Gazebo at Long Creek Herbs
Blue Eye, Missouri
Have you noticed that art — as in books, movies, plays and other narratives — always predicts new/old ways of thinking? Whether it be science fiction or historical stories, we seem to be living in a loop of events. I recently watched the movie, The Life of Chuck. It is delightful! Before you watch it and disagree, let me say that the first part of it is not quite so charming, but Part 2 gets into Chuck’s life and it was fabulous! Here is an intriguing quote:
“The human brain is so finite - no more than a sponge of tissue inside a cage of bone - but the mind within the brain is infinite. Its storage capacity is colossal, its imaginative reach beyond our ability to comprehend. I think when a man or woman dies, a whole world falls to ruin - the world that person knew and believed in. Think of that, kiddo - billions of people on earth, and each one of those billions with a world inside. The earth their minds have conceived”
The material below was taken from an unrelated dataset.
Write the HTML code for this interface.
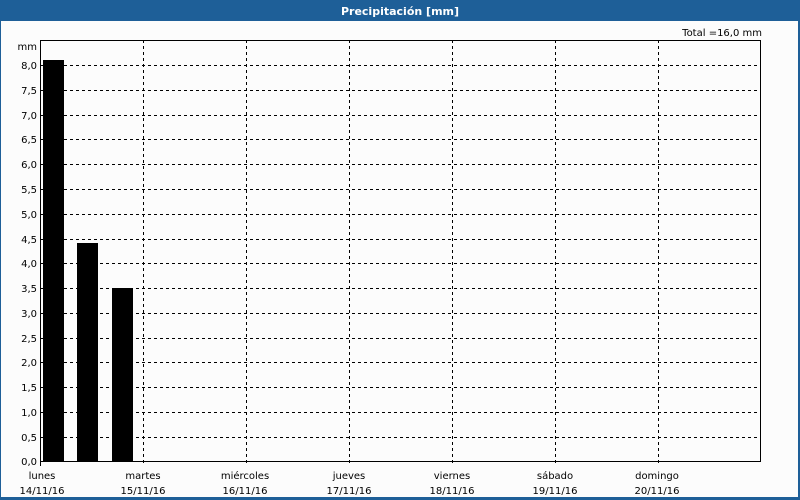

― Stephen King, The Life of Chuck
“You also believe the body’s brain can think. If you but understood the nature of thought, you could but laugh at this insane idea. It is as if you thought you held the match that lights the sun and gives it all its warmth; or that you held the world within your hand, securely bound until you let it go. Yet this is no more foolish than to believe the body’s eyes can see; the brain can think.”
— A Course in Miracles W-92.2:1-4
“The theoretical mind is matter, named brain, or material consciousness, the exact opposite of real Mind, or Spirit. Brainology teaches that mortals are created to suffer and die. It further teaches that when man is dead, his immortal soul is resurrected from death and mortality. Thus error theorizes that spirit is born of matter and returns to matter, and that man has a resurrection from dust; whereas Science unfolds the eternal verity, that man is the spiritual, eternal reflection of God.”